===== Information provided

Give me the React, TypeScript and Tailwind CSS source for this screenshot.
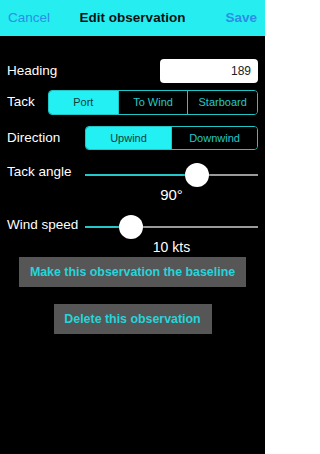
import React from "react"

const font = { fontFamily: '"Liberation Sans", Arial, sans-serif' }

function Segmented({ items, selected, width }: { items: string[]; selected: number; width: string }) {
  return (
    <div className={`flex h-full ${width} rounded-[4px] border border-[#1fc6c8] overflow-hidden`}>
      {items.map((item, i) => (
        <div
          key={item}
          className={`flex-1 flex items-center justify-center text-[11px] ${
            i > 0 ? "border-l border-[#1fc6c8]" : ""
          } ${i === selected ? "bg-[#22f0f2] text-[#143a3c]" : "bg-black text-[#22c8cb]"}`}
        >
          {item}
        </div>
      ))}
    </div>
  )
}

function Slider({ thumbLeft }: { thumbLeft: number }) {
  return (
    <div className="relative w-[173px] h-[24px]">
      <div className="absolute left-0 right-0 top-[11px] h-[2px] bg-[#9a9a9a]" />
      <div className="absolute left-0 top-[11px] h-[2px] bg-[#25c8ca]" style={{ width: thumbLeft + 12 }} />
      <div
        className="absolute top-0 w-[24px] h-[24px] rounded-full bg-white shadow-[0_1px_3px_rgba(0,0,0,0.4)]"
        style={{ left: thumbLeft }}
      />
    </div>
  )
}

export default function App() {
  return (
    <div className="w-[265px] h-[454px] bg-black text-white flex flex-col" style={font}>
      <header className="h-[36px] bg-[#26eef0] grid grid-cols-[1fr_auto_1fr] items-center px-[8px] text-[13.5px]">
        <span className="text-[#2a8de6]">Cancel</span>
        <span className="font-bold text-[#111]">Edit observation</span>
        <span className="text-[#2a8de6] font-bold text-right">Save</span>
      </header>

      <div className="mt-[23px] h-[24px] flex items-center justify-between px-[7px]">
        <span className="text-[13.5px]">Heading</span>
        <div className="w-[98px] h-full bg-white rounded-[4px] flex items-center justify-end pr-[7px] text-[12px] text-[#222]">
          189
        </div>
      </div>

      <div className="mt-[7px] h-[25px] flex items-center justify-between px-[7px]">
        <span className="text-[13.5px]">Tack</span>
        <Segmented items={["Port", "To Wind", "Starboard"]} selected={0} width="w-[210px]" />
      </div>

      <div className="mt-[11px] h-[24px] flex items-center justify-between px-[7px]">
        <span className="text-[13.5px]">Direction</span>
        <Segmented items={["Upwind", "Downwind"]} selected={0} width="w-[173px]" />
      </div>

      <div className="mt-[13px] h-[24px] flex items-start justify-between px-[7px]">
        <span className="text-[13.5px] leading-[16px] mt-[1px]">Tack angle</span>
        <Slider thumbLeft={100} />
      </div>
      <div className="pl-[85px]">
        <div className="w-[173px] text-center text-[15px] leading-[16px]">90°</div>
      </div>

      <div className="mt-[12px] h-[24px] flex items-start justify-between px-[7px]">
        <span className="text-[13.5px] leading-[16px] mt-[2px]">Wind speed</span>
        <Slider thumbLeft={34} />
      </div>
      <div className="pl-[85px]">
        <div className="w-[173px] text-center text-[14px] leading-[16px]">10 kts</div>
      </div>

      <div className="mt-[2px] flex justify-center">
        <div className="w-[227px] h-[30px] bg-[#565656] flex items-center justify-center text-[12.4px] font-bold text-[#26d4da]">
          Make this observation the baseline
        </div>
      </div>
      <div className="mt-[17px] flex justify-center">
        <div className="w-[158px] h-[30px] bg-[#565656] flex items-center justify-center text-[12.4px] font-bold text-[#26d4da]">
          Delete this observation
        </div>
      </div>
    </div>
  )
}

==========

§ **Aim of the exercise**: For each line of the listing that holds the word "this", show that line.

§ **Correct response**:
Give me the React, TypeScript and Tailwind CSS source for this screenshot.
          Make this observation the baseline
          Delete this observation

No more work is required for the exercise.